KPMG’s audit of Silicon Valley Bank could be tested in court if shareholders decide to include the firm in the likely lawsuits.

“The lack of a relevant critical audit matter and of a going concern are going to come up if it comes to litigation,” said Jack Castonguay, an accounting professor at Hofstra University. He added that it was difficult to judge KPMG’s audit without seeing the firm’s work papers or knowing what risks it discussed with SVB’s audit committee.

A KPMG spokesman declined to comment. In response to a request for comment to SVB’s successor bank, a spokeswoman for the Federal Reserve cited the regulator’s description of the bank’s failure as a “textbook case of mismanagement.” She declined to comment on KPMG’s audit of the lender.
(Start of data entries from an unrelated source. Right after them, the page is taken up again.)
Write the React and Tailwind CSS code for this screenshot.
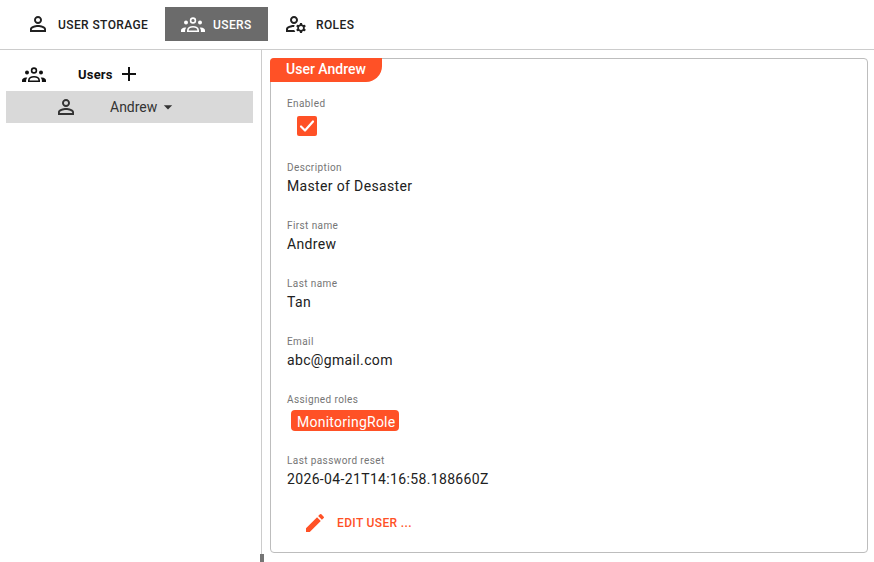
import { MdAdd, MdArrowDropDown, MdEdit, MdOutlineManageAccounts, MdPersonOutline } from "react-icons/md";

const GroupIcon = ({ className }) => (
  <svg viewBox="0 0 24 24" width="24" height="24" fill="currentColor" className={className}>
    <circle cx="12" cy="8.5" r="2.4" fill="none" stroke="currentColor" strokeWidth="1.6" />
    <circle cx="5" cy="10.6" r="2" />
    <circle cx="19" cy="10.6" r="2" />
    <path d="M6.8 19.2v-.8c0-2.2 2.3-3.7 5.2-3.7s5.2 1.5 5.2 3.7v.8z" fill="none" stroke="currentColor" strokeWidth="1.6" />
    <path d="M0 20v-1.4c0-1.6 1.7-3 4-3 .5 0 .9.1 1.3.2-.8.8-1.2 1.7-1.2 2.7V20z" />
    <path d="M24 20v-1.4c0-1.6-1.7-3-4-3-.5 0-.9.1-1.3.2.8.8 1.2 1.7 1.2 2.7V20z" />
  </svg>
);

const tabs = [
  { label: "USER STORAGE", icon: MdPersonOutline, width: "w-[149px] pl-[10px]", active: false },
  { label: "USERS", icon: GroupIcon, width: "w-[103px] pl-4", active: true },
  { label: "ROLES", icon: MdOutlineManageAccounts, width: "w-[106px] pl-4", active: false },
];

const Field = ({ label, value, className }) => (
  <div className={className}>
    <div className="text-[10px] leading-[14px] tracking-[0.4px] text-[#757575]">{label}</div>
    <div className="mt-[1px] text-sm leading-[20px] tracking-[0.35px] text-[#212121]">{value}</div>
  </div>
);

export default function App() {
  return (
    <div className="h-[562px] w-[874px] overflow-hidden bg-white font-['Roboto',sans-serif]">
      <div className="flex h-[50px] border-b border-[#cccccc] pt-[7px] pl-4">
        {tabs.map((tab) => (
          <button
            key={tab.label}
            className={`flex h-[34px] items-center gap-2 text-xs font-medium tracking-[0.4px] ${tab.width} ${
              tab.active ? "bg-[#6b6b6b] text-white" : "text-[#212121]"
            }`}
          >
            <tab.icon className="text-2xl" />
            <span className="mt-px">{tab.label}</span>
          </button>
        ))}
      </div>
      <div className="flex h-[512px]">
        <div className="relative w-[262px] border-r border-[#cccccc] pl-[6px] pt-2">
          <div className="flex h-8 w-[247px] items-center pl-4 text-[13px] font-bold tracking-[0.2px] text-[#111111]">
            <GroupIcon />
            <span className="mt-px ml-[32px]">Users</span>
            <MdAdd className="ml-[4px] text-2xl" />
          </div>
          <div className="mt-[1px] flex h-8 w-[247px] items-center bg-[#d9d9d9] pl-12 text-sm text-[#333333]">
            <MdPersonOutline className="text-2xl" />
            <span className="ml-[32px]">Andrew</span>
            <MdArrowDropDown className="ml-px text-xl" />
          </div>
          <div className="absolute -right-[3px] bottom-0 h-2 w-1 bg-[#757575]" />
        </div>
        <div className="pt-2 pl-2">
          <div className="h-[495px] w-[598px] rounded border border-[#bdbdbd]">
            <div className="-mt-px -ml-px flex h-6 w-[112px] items-center justify-center rounded-tl rounded-br-2xl bg-[#ff5126] pb-[3px] text-sm font-medium text-white">
              User Andrew
            </div>
            <div className="pl-4 pt-[15px]">
              <div className="text-[10px] leading-[14px] tracking-[0.4px] text-[#757575]">Enabled</div>
              <div className="mt-[5px] ml-[10px] flex h-5 w-5 items-center justify-center rounded-[2px] bg-[#ff5126] text-white">
                <svg viewBox="0 0 20 20" width="20" height="20" fill="none" stroke="currentColor" strokeWidth="2.2" strokeLinecap="round" strokeLinejoin="round">
                  <path d="M4 10.5 8 14.5 16 5.5" />
                </svg>
              </div>
              <Field label="Description" value="Master of Desaster" className="mt-[25px]" />
              <Field label="First name" value="Andrew" className="mt-[23px]" />
              <Field label="Last name" value="Tan" className="mt-[23px]" />
              <Field label="Email" value="abc@gmail.com" className="mt-[23px]" />
              <div className="mt-[23px] text-[10px] leading-[14px] tracking-[0.4px] text-[#757575]">Assigned roles</div>
              <div className="mt-[3px] ml-1 flex h-[21px] w-fit items-center rounded bg-[#ff5126] pt-[3px] pl-[6px] pr-[4px] text-sm tracking-[0.25px] text-white">
                MonitoringRole
              </div>
              <Field label="Last password reset" value="2026-04-21T14:16:58.188660Z" className="mt-[23px]" />
              <button className="mt-[22px] ml-[16px] flex items-center text-xs font-medium tracking-[0.35px] text-[#ff5126]">
                <MdEdit className="text-2xl" />
                <span className="ml-[10px]">EDIT USER ...</span>
              </button>
            </div>
          </div>
        </div>
      </div>
    </div>
  );
}
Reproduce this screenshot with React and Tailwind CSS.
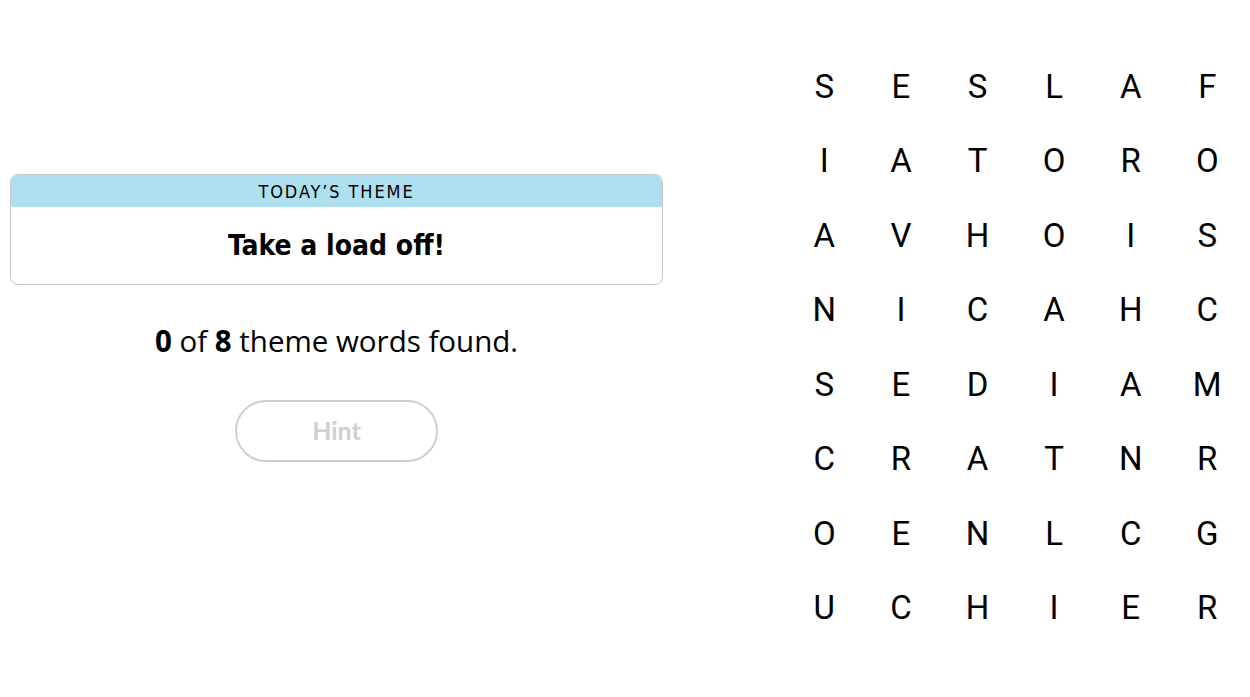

Auditors’ apparent blind spot on the interplay of interest-rate and liquidity risks isn’t confined to Silicon Valley Bank.

Auditors for nine other U.S. banks most exposed to bond losses also didn’t flag this as an issue when they signed off on the financial statements for 2022, according to an analysis by The Wall Street Journal.

The Journal reviewed the audit opinions for the 10 small to midsize U.S. banks that last year reported the highest losses on held-to-maturity securities as a proportion of their shareholder equity, based on data from research-firm Calcbench. Silicon Valley Bank ranked second on the list.

None of the auditors included a critical audit matter related to the bank’s treatment of the bonds. Instead, nine of the 10 reported a critical audit matter for estimated losses from loans or other bad debts. That is the risk that brought down banks in the 2008 financial crisis. Auditors didn’t report any critical audit matter for one of the banks, the analysis found.

A PCAOB spokeswoman declined to comment on whether the lack of critical audit matters related to the latest crisis was a reflection of the effectiveness of the measure.

“Unfortunately CAMS have not been used as fully as we had hoped for,” the former regulator Mr. Baumann said.